In deep stretch, for no obvious reason, he switched strides, back to his left lead, something he also did in the Lecomte. While the erraticism might be a concern, in both cases he was clear of any threat when he switched, suggesting he did so out of boredom rather than fatigue. Still, he ran the final three-eighths of Louisiana’s derby in 38.63 seconds. And the diminutive Louisiana-bred son of Into Mischief has a sprinter’s pedigree.
Intense Holiday, who had won the Risen Star Stakes, looked like a winner again as he advanced in the second turn. But he ducked in with about three-sixteenths of a mile remaining, lost his action and suddenly gave up about three lengths. Once he got back on his right lead and resumed running, Vicar’s in Trouble was gone.
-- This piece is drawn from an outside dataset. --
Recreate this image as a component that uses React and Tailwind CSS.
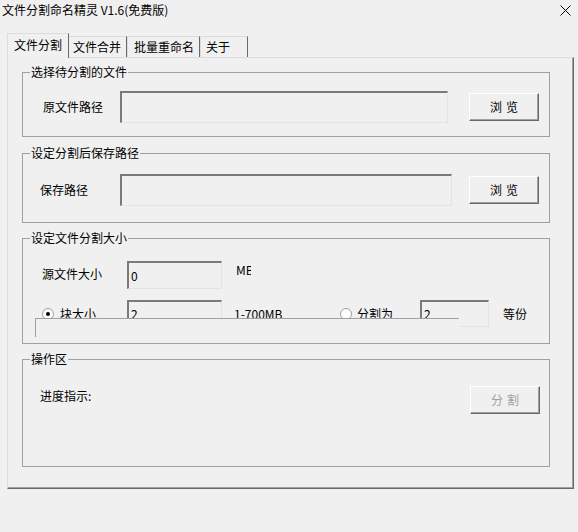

Intense Holiday clearly took a step backwards here. On the other hand, Super
Saver, Mine That Bird, Street Sense, Giacomo, Funny Cide and Monarchos, just to name those since 2000, all lost in their final prep before winning the Kentucky Derby. Perhaps Intense Holiday raced too close to the pace early – he was more than two lengths back after the opening half-mile, compared to being six behind the slower pace of the Risen Star – or maybe it was purely a mental mistake. But Intense Holiday galloped out strongly, passing the winner beyond the wire, and could put everything together again in Kentucky. He has 93 qualifying points.
Albano, who had finished second in the Risen Star, ran fifth but was moved up to fourth with the disqualification of In Trouble. Albano raced wide throughout and was forced even further out by In Trouble on the backstretch. Although he finished more than 10 lengths back, Albano has 34 qualifying points, which might suffice.
Commanding Curve, who finished third, is another intriguing horse coming out of the Louisiana Derby. When Rise Up ducked in at the start, he delivered a full-body block on Commanding Curve. Last early, he finished fastest of all, running the final three-eighths in about 37.33 seconds. He galloped out strongly, too. He has only 20 qualifying points and may not have the chance to run in the Kentucky Derby, but his trainer, Dallas Stewart, was in a similar position last year with a late-running, late-developing colt named Golden Soul, who had finished fourth in the Louisiana Derby before running second, at 34-1, in the most famous of races.